Once the Treaty of Waitangi was signed, all Maori (including the chiefs) became British subjects, rendering it analogous to a used table napkin after a meal, and other than as a historical artefact, about as important.
As Governor Hobson unequivocally stated as he shook the hand of each chief on the lawn at Waitangi: “He iwi tahi tatou” (“Now we are one people”).
The Treaty of Waitangi can thus best be described not as “New Zealand’s founding document,” but as “New Zealand’s founding moment.”
Britain obtained sovereignty over the North Island by Treaty and over the South Island by Proclamation of Discovery on 21 May 1840.
The Proclamation made New Zealand a dependency of New South Wales as an interim measure.
Five months after Britain declared sovereignty over all the Islands of New Zealand, Queen Victoria’s Royal Charter/Letters Patent dated 16 November 1840 superseded the Treaty and the Proclamation, and was enacted into law on 3 May 1841.

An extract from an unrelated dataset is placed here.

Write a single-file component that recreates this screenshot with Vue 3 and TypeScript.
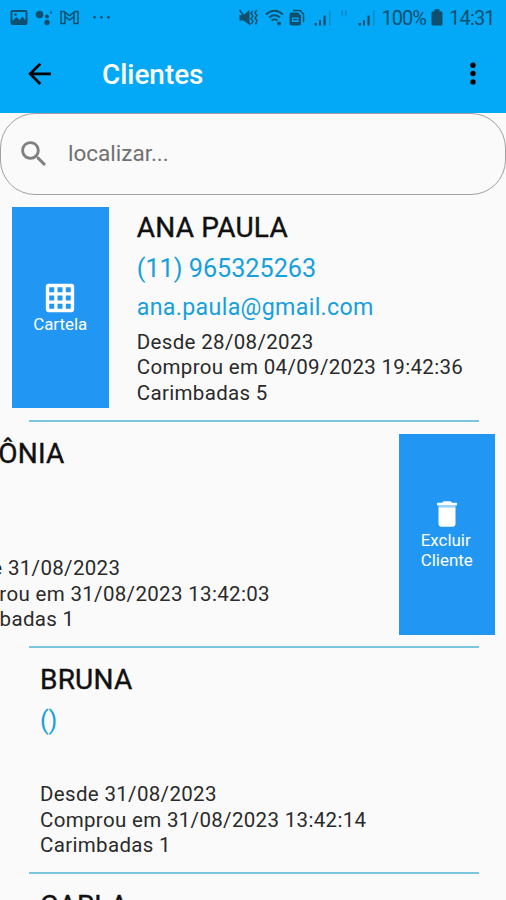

The Royal Charter/Letters Patent was Our True Founding Document and First Constitution, not the Treaty of Waitangi.
This separated New Zealand from New South Wales, turned New Zealand into a stand-alone British Colony with its own Governor and Constitution, and empowered a legal government to make laws with courts and judges to enforce those laws, all under the watchful eye of Great Britain.
In 1947 we became a Sovereign Nation when we adopted the Statute of Westminster.
It is not the Treaty of Waitangi, but Queen Victoria’s Royal Charter/Letters Patent, that is our First Constitution and True Founding Document.
It lies in the Constitution Room at Archives New Zealand in Wellington gathering dust.
ENDS
Please, somebody, set this to music.... Explains sooooo much.